The capybaras are still on my mind but I think in this post I’ll mention them only in the context of pigs. Because capybaras are just enormous guinea pigs, right? So it’s a leap but I’m going to write about pigs, or more specifically, my meeting with the kind of folk who like shooting them.

Along the Broke track, through the karris and spear trees, I came across two four wheel drive utes. I was heading into town for supplies and pulled over because it was a section of road where only one car could pass.

The first driver wound down his window, so I wound down mine.
He was skin-headed and scarred about his face from some recent misdemeanour.
A younger passenger in a hoodie and sunnies smiled at me.
The single cab ute was backed with a tray full of dogs. Half of the tray was open and three lurchers, lanky hounds wearing leather chest harnesses and feathering hairs about their snouts started up a racket when they saw my pup. The back half of the tray was a cage, filled with more serious-looking dogs.

“Gidday love!” the driver had a voice like a box of rocks. “Seen any pigs?”
“Um, no.”
“What kind of dog you got there? She a bit of rotty maybe? She’s a nice looking dog, you know. What are you up to, darl? We’re going up the Shannon. Seen any marron? Maybe you’ve seen some pigs? What are you up to tonight? Seen any pigs?”

He looked a bit pinned as he kept talking. His mate with the sunnies just smiled at me.
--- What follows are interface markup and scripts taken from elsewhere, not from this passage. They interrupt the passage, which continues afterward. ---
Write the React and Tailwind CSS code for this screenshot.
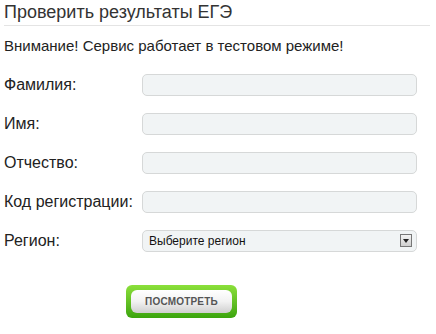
import React from 'react';

const fields = ['Фамилия:', 'Имя:', 'Отчество:', 'Код регистрации:'];

const Field = ({ label, children }) => (
  <div className="flex items-center h-[39px]">
    <div className="w-[138px] text-[16px] text-[#222]">{label}</div>
    {children}
  </div>
);

export default function App() {
  return (
    <div className="w-[436px] h-[334px] bg-white px-1 pt-[1px] font-['Liberation_Sans',Arial,sans-serif] text-[#222]">
      <h1 className="text-[18px] leading-[23px] text-[#333] border-b border-[#e4e4e4] pb-[1px] mr-[2px]">
        Проверить результаты ЕГЭ
      </h1>
      <p className="text-[15px] mt-[10px] leading-[20px]">Внимание! Сервис работает в тестовом режиме!</p>

      <div className="mt-[9px]">
        {fields.map((f, i) => (
          <Field key={i} label={f}>
            <input className="w-[275px] h-[22px] rounded-[5px] border border-[#d6d8d8] bg-[#f1f4f5] outline-none" />
          </Field>
        ))}
        <Field label="Регион:">
          <div className="w-[275px] h-[22px] rounded-[5px] border border-[#d6d8d8] bg-[#f1f4f5] flex items-center justify-between pl-[6px] pr-[4px]">
            <span className="text-[12px] text-[#111]">Выберите регион</span>
            <span className="w-[12px] h-[13px] border border-[#777] bg-gradient-to-b from-[#f4f4f4] to-[#cfcfcf] flex items-center justify-center">
              <svg width="6" height="4" viewBox="0 0 6 4"><path d="M0 0h6L3 4z" fill="#222" /></svg>
            </span>
          </div>
        </Field>
      </div>

      <div className="ml-[122px] mt-[25px] w-[111px] h-[33px] rounded-[6px] bg-gradient-to-b from-[#8be03a] to-[#3aa40c] p-[5px] flex">
        <button className="flex-1 rounded-[6px] bg-gradient-to-b from-white via-[#f2f2f2] to-[#cfcfcf] text-[10px] font-bold text-[#555] tracking-[0.2px]">
          ПОСМОТРЕТЬ
        </button>
      </div>
    </div>
  );
}
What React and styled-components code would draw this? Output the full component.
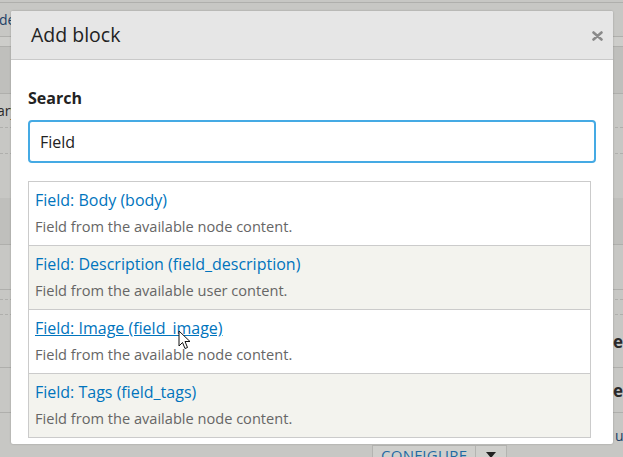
// REACT IMPORTS
import React from 'react';

// STYLING
import styled, { createGlobalStyle } from 'styled-components';

const GlobalStyle = createGlobalStyle`
  html, body {
    margin: 0;
    padding: 0;
    width: 623px;
    height: 457px;
    overflow: hidden;
    font-family: "Open Sans", "Noto Sans", sans-serif;
  }
`;

// BACKDROP (the dimmed page behind the dialog)
const Page = styled.div`
  position: relative;
  width: 623px;
  height: 457px;
  overflow: hidden;
  background: #c7c7c4;
  display: flex;
  flex-direction: column;
`;
const Stripe = styled.div`
  flex: 0 0 ${p => p.$h}px;
  box-sizing: border-box;
  background: ${p => p.$bg || 'transparent'};
  border-bottom: ${p => (p.$line ? `1px ${p.$line} #afafac` : 'none')};
  display: flex;
  align-items: ${p => p.$align || 'center'};
  padding-left: ${p => p.$indent || 0}px;
  white-space: nowrap;
  overflow: hidden;
`;
const BackText = styled.span`
  font-size: ${p => (p.$bold ? 17 : 14)}px;
  font-weight: ${p => (p.$bold ? 700 : 400)};
  color: ${p => p.$color || '#2a2a2a'};
  margin-left: ${p => p.$shift || 0}px;
`;
const SplitButton = styled.div`
  display: flex;
  align-self: flex-start;
  height: 20px;
  border: 1px solid #b4b4b1;
  background: #cfcfcc;
`;
const ButtonLabel = styled.span`
  padding: 0 8px;
  font-size: 15px;
  line-height: 18px;
  color: #1f6aa3;
  letter-spacing: 0.3px;
  border-right: 1px solid #b4b4b1;
`;
const Caret = styled.span`
  width: 30px;
  display: flex;
  justify-content: center;
  padding-top: 6px;
  &::after {
    content: '';
    border-left: 5px solid transparent;
    border-right: 5px solid transparent;
    border-top: 6px solid #222;
    height: 0;
  }
`;

// DIALOG
const Dialog = styled.div`
  position: absolute;
  left: 11px;
  top: 11px;
  width: 602px;
  height: 433px;
  background: #fff;
  border-radius: 2px;
  box-shadow: 0 0 2px rgba(0, 0, 0, 0.25);
  display: flex;
  flex-direction: column;
  overflow: hidden;
`;
const Header = styled.div`
  flex: 0 0 49px;
  box-sizing: border-box;
  background: #e6e6e6;
  border-bottom: 1px solid #c9c9c9;
  display: flex;
  align-items: center;
  justify-content: space-between;
  padding: 0 10px 0 20px;
`;
const Title = styled.h1`
  margin: 0 0 1px;
  font-size: 19.5px;
  font-weight: 400;
  color: #222;
`;
const CloseButton = styled.button`
  border: 0;
  background: none;
  padding: 0;
  display: flex;
  margin-top: 2px;
`;
const Body = styled.div`
  flex: 1;
  padding: 28px 17px 0;
  display: flex;
  flex-direction: column;
`;
const Label = styled.label`
  font-size: 16px;
  line-height: 20px;
  font-weight: 700;
  color: #222;
  margin-bottom: 12px;
`;
const SearchInput = styled.div`
  height: 43px;
  box-sizing: border-box;
  border: 2px solid #45aae4;
  border-radius: 4px;
  display: flex;
  align-items: center;
  padding: 0 10px;
  font-size: 16px;
  color: #222;
  margin-bottom: 18px;
`;
const List = styled.ul`
  list-style: none;
  margin: 0;
  padding: 0;
  width: 563px;
  box-sizing: border-box;
  border: 1px solid #cbcbcb;
`;
const Row = styled.li`
  position: relative;
  box-sizing: border-box;
  padding: 7px 6px 0;
  background: ${p => (p.$alt ? '#f3f3ee' : '#fff')};
  border-top: ${p => (p.$first ? 'none' : '1px solid #cbcbcb')};
  height: ${p => (p.$first ? 63 : 64)}px;
`;
const BlockLink = styled.a`
  display: inline-block;
  font-size: 16px;
  line-height: 22px;
  color: #0074bd;
  text-decoration: ${p => (p.$hover ? 'underline' : 'none')};
`;
const Description = styled.div`
  margin-top: 5px;
  font-size: 14.6px;
  line-height: 20px;
  color: #666;
`;
const Pointer = styled.svg`
  position: absolute;
  left: 149px;
  top: 20px;
`;

const blocks = [
  { label: 'Field: Body (body)', desc: 'Field from the available node content.' },
  { label: 'Field: Description (field_description)', desc: 'Field from the available user content.' },
  { label: 'Field: Image (field_image)', desc: 'Field from the available node content.', hover: true },
  { label: 'Field: Tags (field_tags)', desc: 'Field from the available node content.' }
];

function App() {
  return (
    <Page>
      <GlobalStyle />
      <Stripe $h={3} $line='solid' />
      <Stripe $h={34} $line='solid'><BackText $color='#1c3f66' $shift={-1}>de</BackText></Stripe>
      <Stripe $h={10} $bg='#cdcdca' $line='solid' />
      <Stripe $h={47} $bg='#bfbfbc' $line='solid' />
      <Stripe $h={34} $line='dashed'><BackText $shift={-3}>ary</BackText></Stripe>
      <Stripe $h={26} $line='dashed' />
      <Stripe $h={44} />
      <Stripe $h={47} $bg='#bfbfbc' $line='solid' />
      <Stripe $h={45} $line='solid' />
      <Stripe $h={10} $line='dashed' />
      <Stripe $h={15} $line='dashed' />
      <Stripe $h={53} $indent={613} $line='solid'><BackText $bold>el</BackText></Stripe>
      <Stripe $h={45} $indent={613} $line='solid'><BackText $bold>e</BackText></Stripe>
      <Stripe $h={32} $indent={615} $align='flex-end'><BackText $color='#1c3f66'>u</BackText></Stripe>
      <Stripe $h={12} $indent={372} $align='flex-start'>
        <SplitButton>
          <ButtonLabel>CONFIGURE</ButtonLabel>
          <Caret />
        </SplitButton>
      </Stripe>

      <Dialog>
        <Header>
          <Title>Add block</Title>
          <CloseButton aria-label='Close'>
            <svg width='11' height='10' viewBox='0 0 11 10'>
              <path d='M1.5 1.5 L9.5 8.5 M9.5 1.5 L1.5 8.5' stroke='#8a8a8a' strokeWidth='2.6' strokeLinecap='round' />
            </svg>
          </CloseButton>
        </Header>
        <Body>
          <Label>Search</Label>
          <SearchInput>Field</SearchInput>
          <List>
            {blocks.map((b, i) => (
              <Row key={b.label} $alt={i % 2 === 1} $first={i === 0}>
                <BlockLink href='#' $hover={b.hover}>{b.label}</BlockLink>
                <Description>{b.desc}</Description>
                {b.hover && (
                  <Pointer width='13' height='20' viewBox='0 0 13 20'>
                    <path d='M1 1 L1 16 L4.5 12.5 L7 18.5 L9.5 17.5 L7 11.5 L12 11.5 Z' fill='#fff' stroke='#111' strokeWidth='1' strokeLinejoin='round' />
                  </Pointer>
                )}
              </Row>
            ))}
          </List>
        </Body>
      </Dialog>
    </Page>
  );
}

export default App;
I said I’d be back and drove off, waving to the next ute-load of men and dogs, laughing to myself. I thought folk like that were extinct down south. I thought we were all so bloody civilised in these heady, literary days of coastal town gentrification. The last time I came across men and dogs like that was on the outer fringes of Darwin in the 1980s. It’s story time, darl, I told myself as I drove into town. For a writer that encounter was good hard copy delivered straight to the brain. How excellent.

The thing is, that as I was driving home again my mind became beset with the most awful Deliverance scenarios. (“It’s awful quiet out here.”)
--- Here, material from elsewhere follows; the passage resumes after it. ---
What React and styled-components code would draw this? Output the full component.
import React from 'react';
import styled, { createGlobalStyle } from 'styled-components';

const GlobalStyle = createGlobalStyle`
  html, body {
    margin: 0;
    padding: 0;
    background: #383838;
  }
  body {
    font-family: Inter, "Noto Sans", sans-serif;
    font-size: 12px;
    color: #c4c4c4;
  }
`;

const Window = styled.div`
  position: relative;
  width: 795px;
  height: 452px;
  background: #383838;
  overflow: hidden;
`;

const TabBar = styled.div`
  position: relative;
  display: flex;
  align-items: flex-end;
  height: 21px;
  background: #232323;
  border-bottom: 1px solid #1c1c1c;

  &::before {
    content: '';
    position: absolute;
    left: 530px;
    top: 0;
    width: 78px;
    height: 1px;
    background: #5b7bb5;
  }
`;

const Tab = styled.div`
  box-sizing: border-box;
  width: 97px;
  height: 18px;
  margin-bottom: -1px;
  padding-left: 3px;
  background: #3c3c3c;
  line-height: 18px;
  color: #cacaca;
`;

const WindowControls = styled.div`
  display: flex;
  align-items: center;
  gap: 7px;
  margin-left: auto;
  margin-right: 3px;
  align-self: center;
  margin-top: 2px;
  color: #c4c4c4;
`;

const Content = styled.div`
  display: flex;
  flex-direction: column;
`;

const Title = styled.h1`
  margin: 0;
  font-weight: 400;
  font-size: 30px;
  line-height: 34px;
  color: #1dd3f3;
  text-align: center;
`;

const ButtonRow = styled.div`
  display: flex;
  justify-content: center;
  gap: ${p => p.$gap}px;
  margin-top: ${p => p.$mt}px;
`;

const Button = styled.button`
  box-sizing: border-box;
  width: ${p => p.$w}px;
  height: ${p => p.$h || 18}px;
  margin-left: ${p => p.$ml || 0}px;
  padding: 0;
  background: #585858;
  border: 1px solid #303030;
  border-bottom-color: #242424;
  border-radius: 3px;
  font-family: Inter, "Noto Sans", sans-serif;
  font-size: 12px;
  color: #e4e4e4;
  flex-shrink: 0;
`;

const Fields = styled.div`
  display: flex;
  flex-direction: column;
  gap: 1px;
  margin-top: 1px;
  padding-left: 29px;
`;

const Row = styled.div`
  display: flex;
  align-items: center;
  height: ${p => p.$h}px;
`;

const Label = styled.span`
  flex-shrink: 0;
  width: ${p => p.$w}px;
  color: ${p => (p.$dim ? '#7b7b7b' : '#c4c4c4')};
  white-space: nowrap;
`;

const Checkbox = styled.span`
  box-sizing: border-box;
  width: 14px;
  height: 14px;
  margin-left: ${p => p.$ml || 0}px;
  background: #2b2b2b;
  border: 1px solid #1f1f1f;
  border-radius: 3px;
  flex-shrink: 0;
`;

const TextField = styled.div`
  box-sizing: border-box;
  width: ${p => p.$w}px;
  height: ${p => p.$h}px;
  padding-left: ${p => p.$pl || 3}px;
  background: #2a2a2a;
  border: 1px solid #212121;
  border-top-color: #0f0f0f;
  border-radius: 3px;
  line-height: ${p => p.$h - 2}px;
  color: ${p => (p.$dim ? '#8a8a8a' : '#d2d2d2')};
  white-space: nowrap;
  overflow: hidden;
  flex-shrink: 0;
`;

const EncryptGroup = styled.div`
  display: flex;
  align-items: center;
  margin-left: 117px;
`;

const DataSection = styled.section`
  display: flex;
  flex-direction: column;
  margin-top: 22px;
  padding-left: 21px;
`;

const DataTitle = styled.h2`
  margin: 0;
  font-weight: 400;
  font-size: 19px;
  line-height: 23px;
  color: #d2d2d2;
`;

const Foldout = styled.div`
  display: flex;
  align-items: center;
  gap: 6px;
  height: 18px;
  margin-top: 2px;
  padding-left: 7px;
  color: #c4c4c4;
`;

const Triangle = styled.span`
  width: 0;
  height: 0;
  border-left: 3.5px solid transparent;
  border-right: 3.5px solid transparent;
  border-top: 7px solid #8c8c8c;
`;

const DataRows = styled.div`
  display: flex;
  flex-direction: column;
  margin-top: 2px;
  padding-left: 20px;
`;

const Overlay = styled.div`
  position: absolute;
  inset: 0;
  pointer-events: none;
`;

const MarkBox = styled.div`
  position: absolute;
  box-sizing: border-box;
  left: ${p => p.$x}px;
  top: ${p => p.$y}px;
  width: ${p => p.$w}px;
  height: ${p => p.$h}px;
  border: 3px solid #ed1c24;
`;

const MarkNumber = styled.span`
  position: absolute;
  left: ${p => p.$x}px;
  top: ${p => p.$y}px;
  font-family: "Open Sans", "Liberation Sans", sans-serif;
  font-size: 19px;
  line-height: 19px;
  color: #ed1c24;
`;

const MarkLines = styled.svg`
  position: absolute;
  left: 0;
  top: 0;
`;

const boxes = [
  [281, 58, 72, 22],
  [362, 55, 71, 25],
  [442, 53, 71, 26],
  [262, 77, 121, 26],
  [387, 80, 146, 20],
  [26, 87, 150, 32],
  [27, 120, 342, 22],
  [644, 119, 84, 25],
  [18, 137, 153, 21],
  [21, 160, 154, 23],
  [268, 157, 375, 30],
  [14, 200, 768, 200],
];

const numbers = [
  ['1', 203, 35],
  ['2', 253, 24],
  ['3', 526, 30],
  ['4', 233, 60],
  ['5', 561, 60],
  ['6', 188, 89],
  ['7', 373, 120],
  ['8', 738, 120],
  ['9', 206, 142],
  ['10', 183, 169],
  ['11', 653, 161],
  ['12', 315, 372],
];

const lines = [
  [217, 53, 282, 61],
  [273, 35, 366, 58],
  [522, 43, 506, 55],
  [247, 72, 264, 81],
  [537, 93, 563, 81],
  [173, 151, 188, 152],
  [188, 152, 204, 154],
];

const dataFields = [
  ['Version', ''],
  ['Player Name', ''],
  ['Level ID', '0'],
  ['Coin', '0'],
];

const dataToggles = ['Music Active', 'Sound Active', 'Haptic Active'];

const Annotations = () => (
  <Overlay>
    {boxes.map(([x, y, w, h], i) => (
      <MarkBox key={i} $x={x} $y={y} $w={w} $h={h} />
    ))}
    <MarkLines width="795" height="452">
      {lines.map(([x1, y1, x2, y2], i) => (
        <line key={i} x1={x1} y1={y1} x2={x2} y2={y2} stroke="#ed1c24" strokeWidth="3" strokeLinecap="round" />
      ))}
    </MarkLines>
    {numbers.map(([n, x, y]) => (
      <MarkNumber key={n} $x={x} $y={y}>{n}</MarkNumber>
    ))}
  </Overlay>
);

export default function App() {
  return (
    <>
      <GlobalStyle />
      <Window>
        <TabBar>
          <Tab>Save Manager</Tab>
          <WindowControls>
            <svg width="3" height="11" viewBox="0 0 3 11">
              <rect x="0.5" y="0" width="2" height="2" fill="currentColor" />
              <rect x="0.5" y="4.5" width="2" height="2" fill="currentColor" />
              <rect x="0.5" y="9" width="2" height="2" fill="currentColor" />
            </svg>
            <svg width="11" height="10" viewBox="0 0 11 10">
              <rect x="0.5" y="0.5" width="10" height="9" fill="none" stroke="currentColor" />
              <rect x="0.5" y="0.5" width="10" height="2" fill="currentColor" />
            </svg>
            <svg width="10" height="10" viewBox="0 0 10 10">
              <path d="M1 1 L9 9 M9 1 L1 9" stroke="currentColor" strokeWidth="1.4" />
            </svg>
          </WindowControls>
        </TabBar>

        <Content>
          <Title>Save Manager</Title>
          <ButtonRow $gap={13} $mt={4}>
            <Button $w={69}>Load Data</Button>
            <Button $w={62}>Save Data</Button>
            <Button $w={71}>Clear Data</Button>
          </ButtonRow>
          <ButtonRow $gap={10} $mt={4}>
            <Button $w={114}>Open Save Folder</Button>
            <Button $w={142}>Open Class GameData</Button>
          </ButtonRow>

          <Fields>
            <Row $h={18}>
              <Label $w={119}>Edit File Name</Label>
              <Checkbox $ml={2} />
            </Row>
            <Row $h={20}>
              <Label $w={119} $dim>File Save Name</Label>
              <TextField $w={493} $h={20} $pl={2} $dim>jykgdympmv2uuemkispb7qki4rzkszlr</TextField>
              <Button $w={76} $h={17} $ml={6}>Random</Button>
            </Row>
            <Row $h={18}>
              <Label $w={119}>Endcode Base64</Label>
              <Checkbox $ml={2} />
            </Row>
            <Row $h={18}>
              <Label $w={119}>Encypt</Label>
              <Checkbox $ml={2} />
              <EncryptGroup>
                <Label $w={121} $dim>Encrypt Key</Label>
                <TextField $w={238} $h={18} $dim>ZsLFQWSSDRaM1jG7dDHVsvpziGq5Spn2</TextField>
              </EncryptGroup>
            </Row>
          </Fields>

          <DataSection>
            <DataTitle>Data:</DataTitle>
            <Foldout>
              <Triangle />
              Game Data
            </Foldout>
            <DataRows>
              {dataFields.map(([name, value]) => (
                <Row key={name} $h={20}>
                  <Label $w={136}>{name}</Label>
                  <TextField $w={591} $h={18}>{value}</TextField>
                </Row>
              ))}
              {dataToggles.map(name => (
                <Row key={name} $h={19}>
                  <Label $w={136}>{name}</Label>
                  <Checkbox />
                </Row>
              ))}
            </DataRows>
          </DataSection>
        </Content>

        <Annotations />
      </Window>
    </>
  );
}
What if they were waiting at my house when I got home?
It started raining pretty hard and I turned on the windscreen wipers and headlights.
Maybe they had found my house in the bush? How was I going to boot them out? How many dogs did they have again?

“They come down through Middle Earth,” a friend explained to me. “Collie, Boddington, Darkan, other places. They come down through there to hunt feral pigs.”
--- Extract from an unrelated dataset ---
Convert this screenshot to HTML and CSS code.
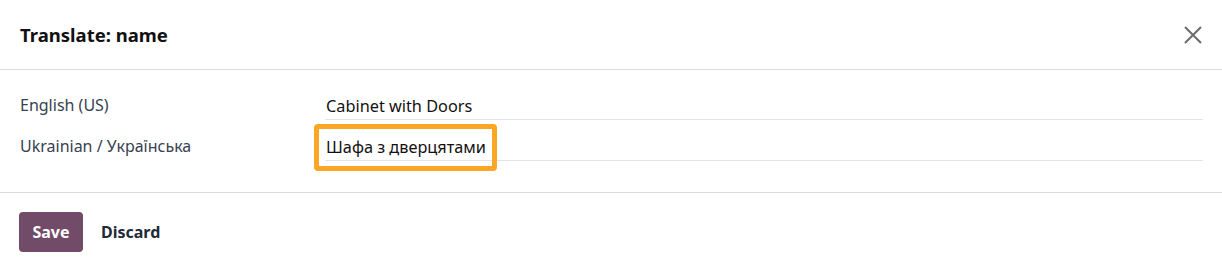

I drove the ten kilometres of bush tracks to my new house, doing my own head in the whole time, and of course they weren’t there. Sorry to let you down. They’d gone up the Shannon like they’d said they would.
But I locked the gate anyway. I kept it locked all weekend because … because … I didn’t want two ute-loads of pig shooters and their dogs driving into my place. I stowed an axe under my bed as well.

I’m learning all the time here. I’m developing half decent lies to queries from sketchy strangers who I’ve met so far at my new home.
“Hi! So where is your husband?”
“He’s out the back having a shit/ having a shower/ fixing that dodgey fence.”

“Gidday love! Seen any pigs?”
“Yes!” (Points away from the house) “About thirty kilometres west from here along the Chesapeake Road. I saw mobsof them, just yesterday.”